---------- Input ----------

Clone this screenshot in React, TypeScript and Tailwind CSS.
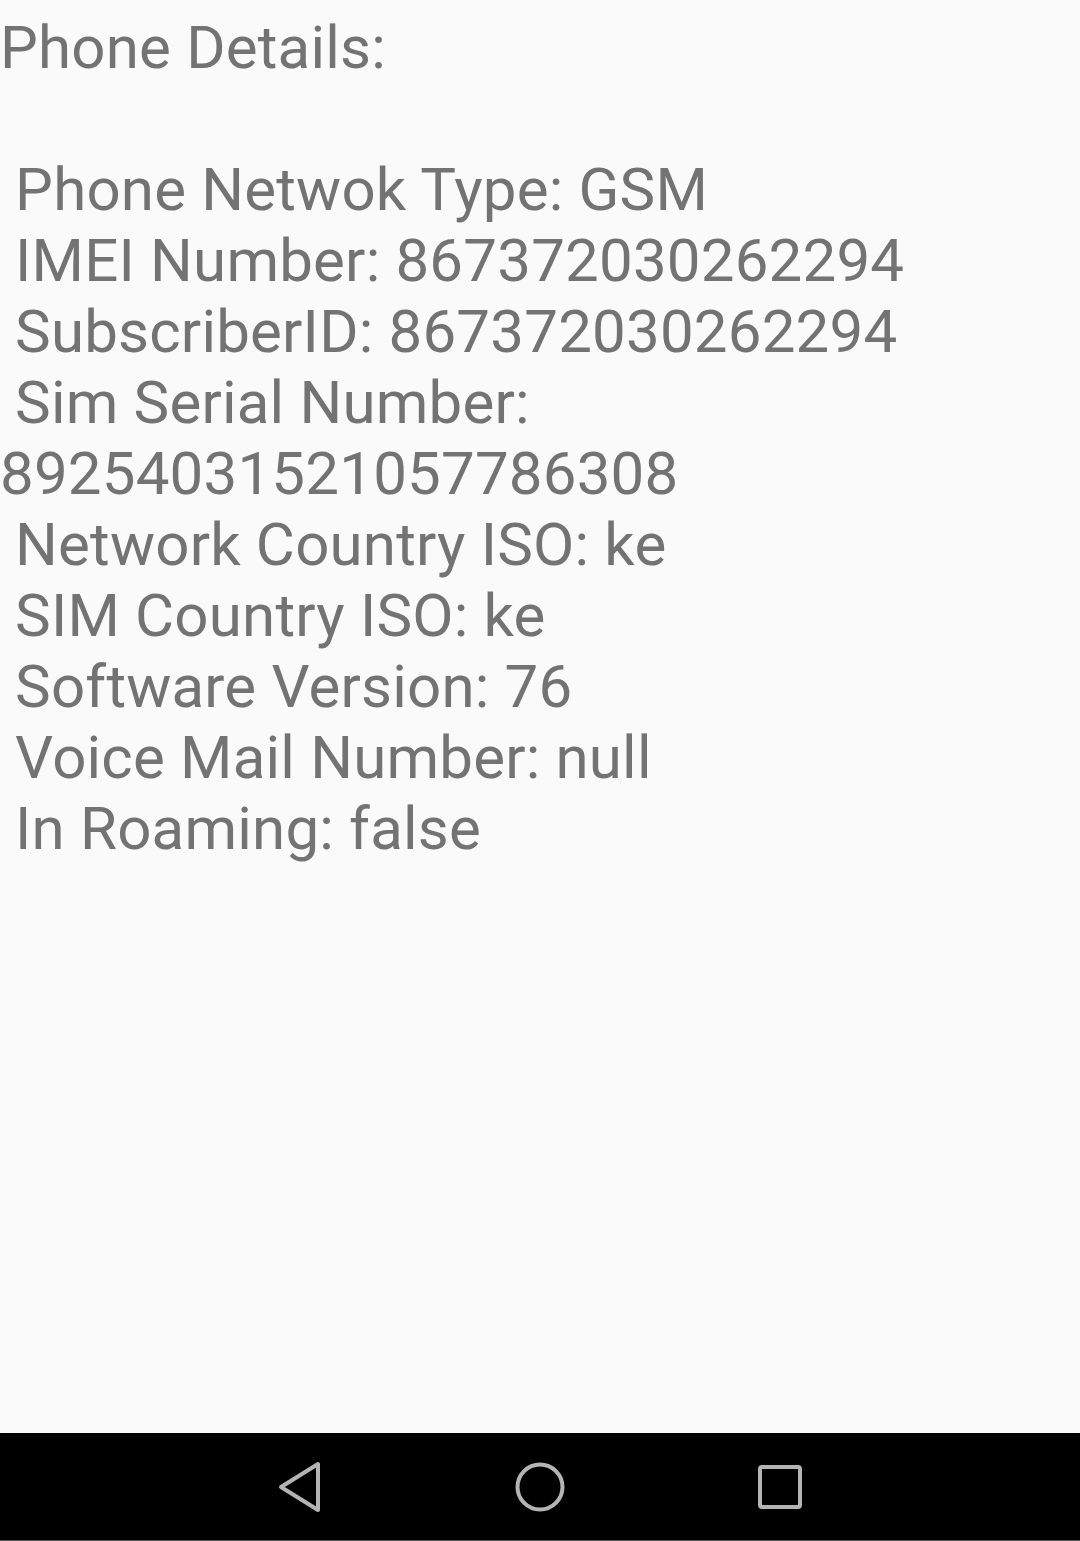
const details = [
  "Phone Details:",
  "",
  " Phone Netwok Type: GSM",
  " IMEI Number: 867372030262294",
  " SubscriberID: 867372030262294",
  " Sim Serial Number: 89254031521057786308",
  " Network Country ISO: ke",
  " SIM Country ISO: ke",
  " Software Version: 76",
  " Voice Mail Number: null",
  " In Roaming: false",
];

function NavBar() {
  return (
    <div className="h-[108px] w-full bg-black border-b border-[#5a5a5a] flex items-center justify-center gap-[190px]">
      <svg width="48" height="52" viewBox="0 0 48 52" fill="none">
        <path
          d="M42 3 L42 49 L5 26 Z"
          stroke="#b4b4b4"
          strokeWidth="4"
          strokeLinejoin="round"
        />
      </svg>
      <svg width="52" height="52" viewBox="0 0 52 52" fill="none">
        <circle cx="26" cy="26" r="22.5" stroke="#b4b4b4" strokeWidth="4" />
      </svg>
      <svg width="48" height="48" viewBox="0 0 48 48" fill="none">
        <rect
          x="4"
          y="4"
          width="40"
          height="40"
          rx="2"
          stroke="#b4b4b4"
          strokeWidth="4"
        />
      </svg>
    </div>
  );
}

export default function App() {
  return (
    <div className="w-[1080px] h-[1541px] bg-[#fafafa] flex flex-col font-['Roboto',sans-serif]">
      <div className="flex-1 pt-[12px]">
        <p className="whitespace-pre-wrap text-[60px] leading-[71px] tracking-[0.2px] text-[#737373]">
          {details.join("\n")}
        </p>
      </div>
      <NavBar />
    </div>
  );
}
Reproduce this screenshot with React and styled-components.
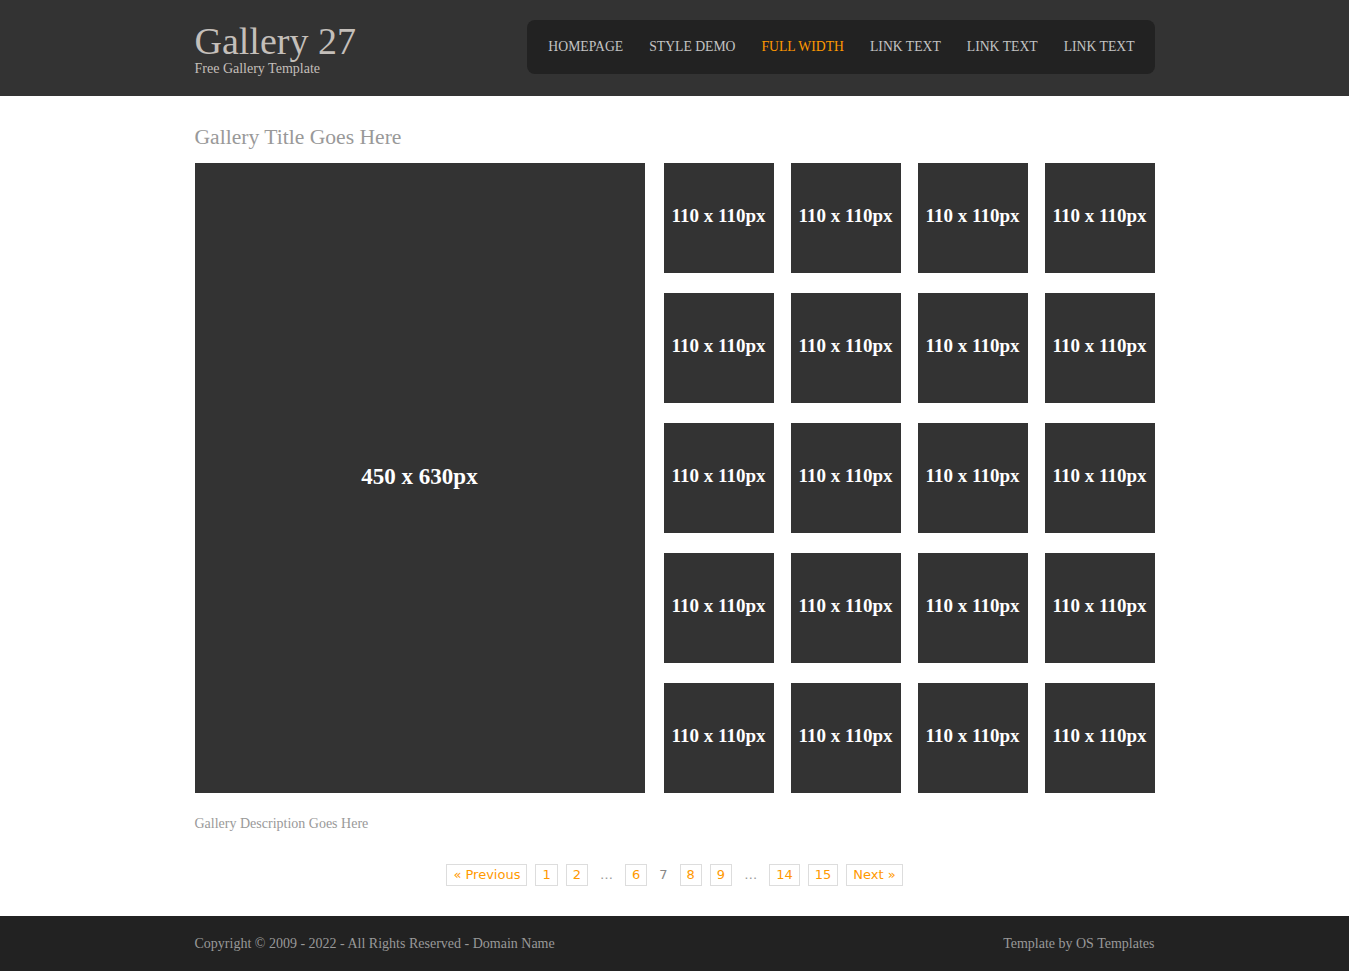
import React from 'react'
import styled, { createGlobalStyle } from 'styled-components';

const GlobalStyle = createGlobalStyle`
  html, body {
    margin: 0;
    padding: 0;
    background: #fff;
    font-family: Georgia, 'Liberation Serif', serif;
  }
`;

const navLinks = ['Homepage', 'Style Demo', 'Full Width', 'Link Text', 'Link Text', 'Link Text'];
const pages = ['1', '2', '...', '6', '7', '8', '9', '...', '14', '15'];

const App = () => {
  return (
    <>
      <GlobalStyle />
      <Header>
        <Inner>
          <Logo>
            <LogoTitle>Gallery 27</LogoTitle>
            <Tagline>Free Gallery Template</Tagline>
          </Logo>
          <Nav>
            {navLinks.map((l, i) => (
              <NavLink key={i} $active={i === 2}>{l}</NavLink>
            ))}
          </Nav>
        </Inner>
      </Header>

      <Container>
        <Title>Gallery Title Goes Here</Title>
        <Gallery>
          <BigImage>450 x 630px</BigImage>
          <Thumbs>
            {Array.from({ length: 20 }).map((_, i) => (
              <Thumb key={i}>110 x 110px</Thumb>
            ))}
          </Thumbs>
        </Gallery>
        <Description>Gallery Description Goes Here</Description>
        <Pagination>
          <PageLink>« Previous</PageLink>
          {pages.map((p, i) =>
            p === '...' ? <Dots key={i}>…</Dots>
              : p === '7' ? <Current key={i}>{p}</Current>
              : <PageLink key={i}>{p}</PageLink>
          )}
          <PageLink>Next »</PageLink>
        </Pagination>
      </Container>

      <Footer>
        <FooterInner>
          <span>Copyright © 2009 - 2022 - All Rights Reserved - Domain Name</span>
          <span>Template by OS Templates</span>
        </FooterInner>
      </Footer>
    </>
  )
}

const Header = styled.header`
  background: #333;
  height: 96px;
`;
const Inner = styled.div`
  width: 960px;
  margin: 0 auto;
  display: flex;
  justify-content: space-between;
  align-items: flex-start;
`;
const Logo = styled.div`
  padding-top: 20px;
  color: #c4bfba;
`;
const LogoTitle = styled.h1`
  margin: 0;
  font-weight: normal;
  font-size: 38px;
  line-height: 42px;
  font-family: 'Liberation Serif', serif;
`;
const Tagline = styled.p`
  margin: 0;
  font-size: 14px;
  line-height: 14px;
  font-family: 'Liberation Serif', serif;
`;
const Nav = styled.nav`
  margin-top: 20px;
  height: 54px;
  background: #222;
  border-radius: 8px;
  display: flex;
  align-items: center;
  gap: 26px;
  padding: 0 20px 0 21px;
`;
const NavLink = styled.a`
  font-family: 'Liberation Serif', serif;
  font-size: 13.7px;
  text-transform: uppercase;
  color: ${p => (p.$active ? '#ff9900' : '#c4c4c4')};
  cursor: pointer;
`;
const Container = styled.main`
  width: 960px;
  margin: 0 auto;
  padding-top: 26px;
`;
const Title = styled.h2`
  margin: 0 0 11px;
  font-weight: normal;
  font-size: 21.6px;
  line-height: 30px;
  color: #999;
  font-family: 'Liberation Serif', serif;
`;
const Gallery = styled.div`
  display: flex;
  justify-content: space-between;
`;
const Box = styled.div`
  background: #333;
  color: #fff;
  display: flex;
  align-items: center;
  justify-content: center;
  font-family: 'Liberation Serif', serif;
  font-weight: bold;
  box-sizing: border-box;
`;
const BigImage = styled(Box)`
  width: 450px;
  height: 630px;
  font-size: 23px;
  padding-bottom: 2px;
`;
const Thumbs = styled.div`
  display: grid;
  grid-template-columns: repeat(4, 110px);
  grid-auto-rows: 110px;
  column-gap: 17px;
  row-gap: 20px;
`;
const Thumb = styled(Box)`
  font-size: 19px;
  padding-bottom: 4px;
`;
const Description = styled.p`
  margin: 23px 0 0;
  font-size: 14px;
  color: #999;
  font-family: 'Liberation Serif', serif;
`;
const Pagination = styled.div`
  margin: 32px 0 30px;
  display: flex;
  justify-content: center;
  align-items: center;
  gap: 8px;
  font-family: Verdana, 'DejaVu Sans', sans-serif;
  font-size: 13px;
`;
const PageLink = styled.a`
  border: 1px solid #ddd;
  color: #ff9900;
  padding: 2px 6px;
  line-height: 16px;
  cursor: pointer;
`;
const Current = styled.span`
  color: #888;
  padding: 2px 4px;
  line-height: 16px;
`;
const Dots = styled.span`
  color: #999;
  padding: 2px 4px;
  line-height: 16px;
`;
const Footer = styled.footer`
  background: #222;
  height: 55px;
`;
const FooterInner = styled.div`
  width: 960px;
  margin: 0 auto;
  height: 55px;
  display: flex;
  justify-content: space-between;
  align-items: center;
  color: #999;
  font-size: 14px;
  font-family: 'Liberation Serif', serif;
`;

export default App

----------

What this task involves:
Your copy of the data should match it exactly, except that pictures are left out.

Full answer:
Clone this screenshot in React, TypeScript and Tailwind CSS.
const details = [
  "Phone Details:",
  "",
  " Phone Netwok Type: GSM",
  " IMEI Number: 867372030262294",
  " SubscriberID: 867372030262294",
  " Sim Serial Number: 89254031521057786308",
  " Network Country ISO: ke",
  " SIM Country ISO: ke",
  " Software Version: 76",
  " Voice Mail Number: null",
  " In Roaming: false",
];

function NavBar() {
  return (
    <div className="h-[108px] w-full bg-black border-b border-[#5a5a5a] flex items-center justify-center gap-[190px]">
      <svg width="48" height="52" viewBox="0 0 48 52" fill="none">
        <path
          d="M42 3 L42 49 L5 26 Z"
          stroke="#b4b4b4"
          strokeWidth="4"
          strokeLinejoin="round"
        />
      </svg>
      <svg width="52" height="52" viewBox="0 0 52 52" fill="none">
        <circle cx="26" cy="26" r="22.5" stroke="#b4b4b4" strokeWidth="4" />
      </svg>
      <svg width="48" height="48" viewBox="0 0 48 48" fill="none">
        <rect
          x="4"
          y="4"
          width="40"
          height="40"
          rx="2"
          stroke="#b4b4b4"
          strokeWidth="4"
        />
      </svg>
    </div>
  );
}

export default function App() {
  return (
    <div className="w-[1080px] h-[1541px] bg-[#fafafa] flex flex-col font-['Roboto',sans-serif]">
      <div className="flex-1 pt-[12px]">
        <p className="whitespace-pre-wrap text-[60px] leading-[71px] tracking-[0.2px] text-[#737373]">
          {details.join("\n")}
        </p>
      </div>
      <NavBar />
    </div>
  );
}
Reproduce this screenshot with React and styled-components.
import React from 'react'
import styled, { createGlobalStyle } from 'styled-components';

const GlobalStyle = createGlobalStyle`
  html, body {
    margin: 0;
    padding: 0;
    background: #fff;
    font-family: Georgia, 'Liberation Serif', serif;
  }
`;

const navLinks = ['Homepage', 'Style Demo', 'Full Width', 'Link Text', 'Link Text', 'Link Text'];
const pages = ['1', '2', '...', '6', '7', '8', '9', '...', '14', '15'];

const App = () => {
  return (
    <>
      <GlobalStyle />
      <Header>
        <Inner>
          <Logo>
            <LogoTitle>Gallery 27</LogoTitle>
            <Tagline>Free Gallery Template</Tagline>
          </Logo>
          <Nav>
            {navLinks.map((l, i) => (
              <NavLink key={i} $active={i === 2}>{l}</NavLink>
            ))}
          </Nav>
        </Inner>
      </Header>

      <Container>
        <Title>Gallery Title Goes Here</Title>
        <Gallery>
          <BigImage>450 x 630px</BigImage>
          <Thumbs>
            {Array.from({ length: 20 }).map((_, i) => (
              <Thumb key={i}>110 x 110px</Thumb>
            ))}
          </Thumbs>
        </Gallery>
        <Description>Gallery Description Goes Here</Description>
        <Pagination>
          <PageLink>« Previous</PageLink>
          {pages.map((p, i) =>
            p === '...' ? <Dots key={i}>…</Dots>
              : p === '7' ? <Current key={i}>{p}</Current>
              : <PageLink key={i}>{p}</PageLink>
          )}
          <PageLink>Next »</PageLink>
        </Pagination>
      </Container>

      <Footer>
        <FooterInner>
          <span>Copyright © 2009 - 2022 - All Rights Reserved - Domain Name</span>
          <span>Template by OS Templates</span>
        </FooterInner>
      </Footer>
    </>
  )
}

const Header = styled.header`
  background: #333;
  height: 96px;
`;
const Inner = styled.div`
  width: 960px;
  margin: 0 auto;
  display: flex;
  justify-content: space-between;
  align-items: flex-start;
`;
const Logo = styled.div`
  padding-top: 20px;
  color: #c4bfba;
`;
const LogoTitle = styled.h1`
  margin: 0;
  font-weight: normal;
  font-size: 38px;
  line-height: 42px;
  font-family: 'Liberation Serif', serif;
`;
const Tagline = styled.p`
  margin: 0;
  font-size: 14px;
  line-height: 14px;
  font-family: 'Liberation Serif', serif;
`;
const Nav = styled.nav`
  margin-top: 20px;
  height: 54px;
  background: #222;
  border-radius: 8px;
  display: flex;
  align-items: center;
  gap: 26px;
  padding: 0 20px 0 21px;
`;
const NavLink = styled.a`
  font-family: 'Liberation Serif', serif;
  font-size: 13.7px;
  text-transform: uppercase;
  color: ${p => (p.$active ? '#ff9900' : '#c4c4c4')};
  cursor: pointer;
`;
const Container = styled.main`
  width: 960px;
  margin: 0 auto;
  padding-top: 26px;
`;
const Title = styled.h2`
  margin: 0 0 11px;
  font-weight: normal;
  font-size: 21.6px;
  line-height: 30px;
  color: #999;
  font-family: 'Liberation Serif', serif;
`;
const Gallery = styled.div`
  display: flex;
  justify-content: space-between;
`;
const Box = styled.div`
  background: #333;
  color: #fff;
  display: flex;
  align-items: center;
  justify-content: center;
  font-family: 'Liberation Serif', serif;
  font-weight: bold;
  box-sizing: border-box;
`;
const BigImage = styled(Box)`
  width: 450px;
  height: 630px;
  font-size: 23px;
  padding-bottom: 2px;
`;
const Thumbs = styled.div`
  display: grid;
  grid-template-columns: repeat(4, 110px);
  grid-auto-rows: 110px;
  column-gap: 17px;
  row-gap: 20px;
`;
const Thumb = styled(Box)`
  font-size: 19px;
  padding-bottom: 4px;
`;
const Description = styled.p`
  margin: 23px 0 0;
  font-size: 14px;
  color: #999;
  font-family: 'Liberation Serif', serif;
`;
const Pagination = styled.div`
  margin: 32px 0 30px;
  display: flex;
  justify-content: center;
  align-items: center;
  gap: 8px;
  font-family: Verdana, 'DejaVu Sans', sans-serif;
  font-size: 13px;
`;
const PageLink = styled.a`
  border: 1px solid #ddd;
  color: #ff9900;
  padding: 2px 6px;
  line-height: 16px;
  cursor: pointer;
`;
const Current = styled.span`
  color: #888;
  padding: 2px 4px;
  line-height: 16px;
`;
const Dots = styled.span`
  color: #999;
  padding: 2px 4px;
  line-height: 16px;
`;
const Footer = styled.footer`
  background: #222;
  height: 55px;
`;
const FooterInner = styled.div`
  width: 960px;
  margin: 0 auto;
  height: 55px;
  display: flex;
  justify-content: space-between;
  align-items: center;
  color: #999;
  font-size: 14px;
  font-family: 'Liberation Serif', serif;
`;

export default App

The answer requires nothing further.